Below are entries. Pull out all lines containing "that".

### EXTRACTED ENTRIES
--------

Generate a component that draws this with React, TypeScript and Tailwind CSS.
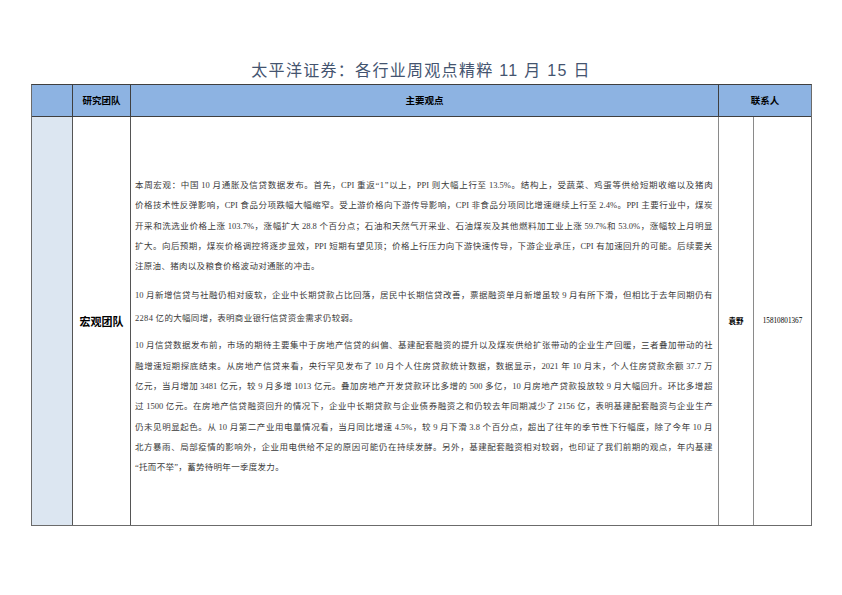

--------

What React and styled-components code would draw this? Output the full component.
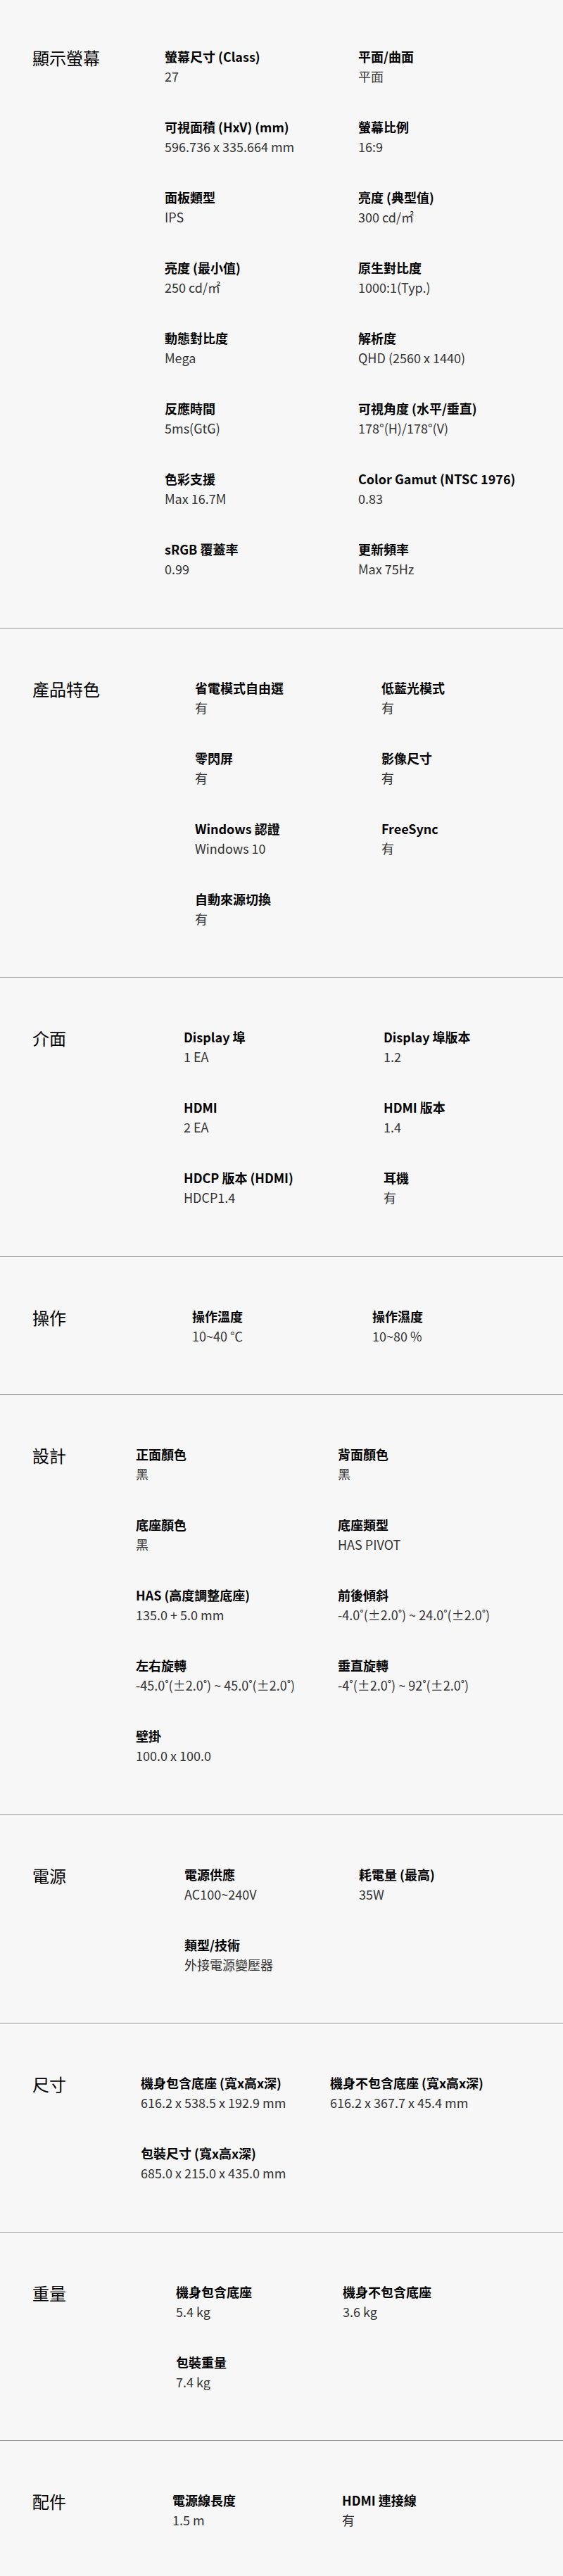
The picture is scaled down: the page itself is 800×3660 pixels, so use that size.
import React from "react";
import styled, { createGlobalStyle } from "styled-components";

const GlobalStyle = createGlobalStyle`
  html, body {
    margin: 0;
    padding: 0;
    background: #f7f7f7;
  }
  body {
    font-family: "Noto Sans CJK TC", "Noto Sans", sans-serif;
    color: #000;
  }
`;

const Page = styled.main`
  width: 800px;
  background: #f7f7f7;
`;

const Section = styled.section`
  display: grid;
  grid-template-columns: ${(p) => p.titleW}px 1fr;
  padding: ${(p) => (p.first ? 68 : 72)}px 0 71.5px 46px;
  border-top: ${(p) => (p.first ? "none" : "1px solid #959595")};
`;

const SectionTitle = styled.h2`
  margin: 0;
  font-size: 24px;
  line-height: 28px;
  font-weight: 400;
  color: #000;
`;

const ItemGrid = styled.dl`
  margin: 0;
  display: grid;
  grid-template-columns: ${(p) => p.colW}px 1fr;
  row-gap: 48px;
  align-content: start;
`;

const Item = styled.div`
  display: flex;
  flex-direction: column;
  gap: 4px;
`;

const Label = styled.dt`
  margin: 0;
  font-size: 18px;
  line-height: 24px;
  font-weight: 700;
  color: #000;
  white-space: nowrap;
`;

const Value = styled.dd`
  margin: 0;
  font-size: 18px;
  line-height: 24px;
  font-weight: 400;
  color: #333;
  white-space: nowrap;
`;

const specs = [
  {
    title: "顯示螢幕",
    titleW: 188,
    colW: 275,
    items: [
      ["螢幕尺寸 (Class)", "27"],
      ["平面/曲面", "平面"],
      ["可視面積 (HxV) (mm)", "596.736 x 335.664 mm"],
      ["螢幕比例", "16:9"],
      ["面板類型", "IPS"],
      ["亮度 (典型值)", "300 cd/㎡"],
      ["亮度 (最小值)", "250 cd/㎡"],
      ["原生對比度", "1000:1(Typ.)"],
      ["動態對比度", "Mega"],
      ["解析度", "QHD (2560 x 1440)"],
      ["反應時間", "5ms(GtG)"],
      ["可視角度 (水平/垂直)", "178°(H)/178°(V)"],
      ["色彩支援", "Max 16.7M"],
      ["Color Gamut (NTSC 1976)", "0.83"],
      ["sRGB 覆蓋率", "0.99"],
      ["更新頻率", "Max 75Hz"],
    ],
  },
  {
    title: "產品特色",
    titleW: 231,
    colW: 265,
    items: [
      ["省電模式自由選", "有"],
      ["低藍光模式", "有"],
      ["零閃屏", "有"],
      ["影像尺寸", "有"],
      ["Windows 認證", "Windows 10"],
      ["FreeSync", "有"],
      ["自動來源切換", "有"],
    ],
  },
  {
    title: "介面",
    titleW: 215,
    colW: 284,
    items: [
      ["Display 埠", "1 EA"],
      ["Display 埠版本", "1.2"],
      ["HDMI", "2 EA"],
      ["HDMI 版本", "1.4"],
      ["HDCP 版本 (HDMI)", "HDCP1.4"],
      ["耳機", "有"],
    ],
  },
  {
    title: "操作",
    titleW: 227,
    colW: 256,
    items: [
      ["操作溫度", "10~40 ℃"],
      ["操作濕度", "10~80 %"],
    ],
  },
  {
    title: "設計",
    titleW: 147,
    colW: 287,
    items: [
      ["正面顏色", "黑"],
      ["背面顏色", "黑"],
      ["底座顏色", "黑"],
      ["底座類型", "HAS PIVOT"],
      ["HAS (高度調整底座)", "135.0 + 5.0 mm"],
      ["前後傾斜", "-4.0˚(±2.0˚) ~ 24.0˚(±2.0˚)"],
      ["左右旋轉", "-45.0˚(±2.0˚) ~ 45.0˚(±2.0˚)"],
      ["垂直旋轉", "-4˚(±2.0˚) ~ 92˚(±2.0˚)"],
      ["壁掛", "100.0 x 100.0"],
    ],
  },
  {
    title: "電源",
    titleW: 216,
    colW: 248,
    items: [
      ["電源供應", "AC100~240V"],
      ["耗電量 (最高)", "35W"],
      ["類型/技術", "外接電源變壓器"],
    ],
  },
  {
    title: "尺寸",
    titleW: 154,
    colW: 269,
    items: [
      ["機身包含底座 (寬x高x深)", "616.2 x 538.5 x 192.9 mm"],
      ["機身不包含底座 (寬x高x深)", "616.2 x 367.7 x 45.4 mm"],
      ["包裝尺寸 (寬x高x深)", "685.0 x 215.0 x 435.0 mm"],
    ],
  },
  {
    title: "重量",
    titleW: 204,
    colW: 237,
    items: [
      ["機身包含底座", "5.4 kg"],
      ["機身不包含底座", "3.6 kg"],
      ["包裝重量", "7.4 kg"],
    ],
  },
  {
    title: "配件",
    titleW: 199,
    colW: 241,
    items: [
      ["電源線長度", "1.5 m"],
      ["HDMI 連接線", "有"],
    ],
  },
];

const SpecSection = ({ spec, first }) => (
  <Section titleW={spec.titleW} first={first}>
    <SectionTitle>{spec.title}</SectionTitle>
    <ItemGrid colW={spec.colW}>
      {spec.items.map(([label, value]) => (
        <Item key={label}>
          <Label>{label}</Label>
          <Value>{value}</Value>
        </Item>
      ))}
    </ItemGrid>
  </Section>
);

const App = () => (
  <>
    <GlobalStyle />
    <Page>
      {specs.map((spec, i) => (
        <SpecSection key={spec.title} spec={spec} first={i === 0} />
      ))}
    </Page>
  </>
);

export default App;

--------

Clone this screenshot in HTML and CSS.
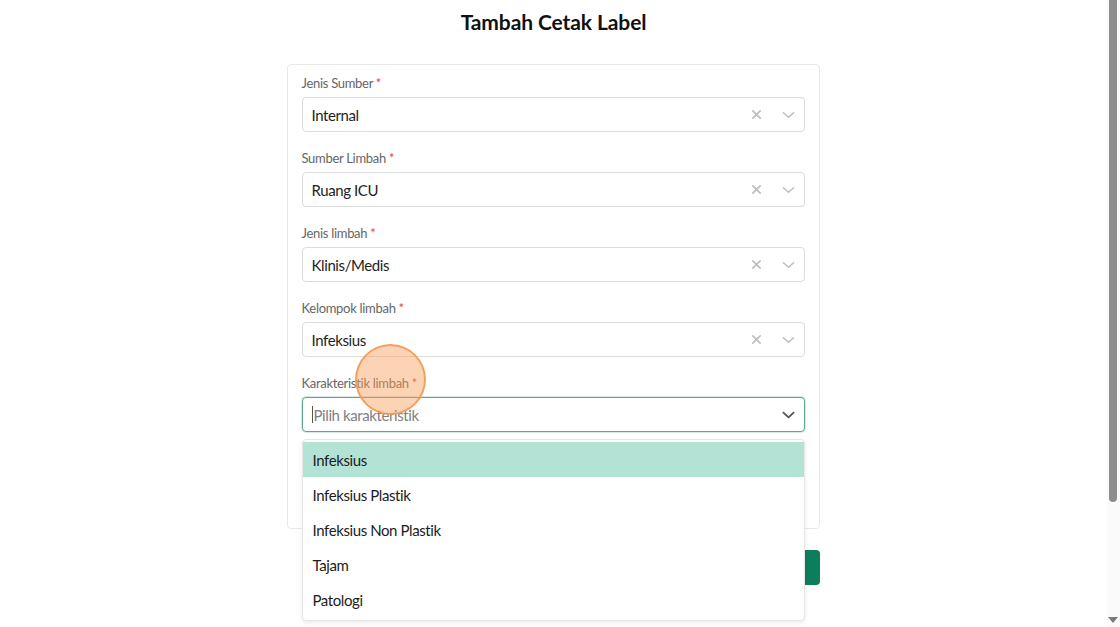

--------

### EXERCISE OUTPUT
Generate a component that draws this with React, TypeScript and Tailwind CSS.
The picture is scaled down: the page itself is 800×3660 pixels, so use that size.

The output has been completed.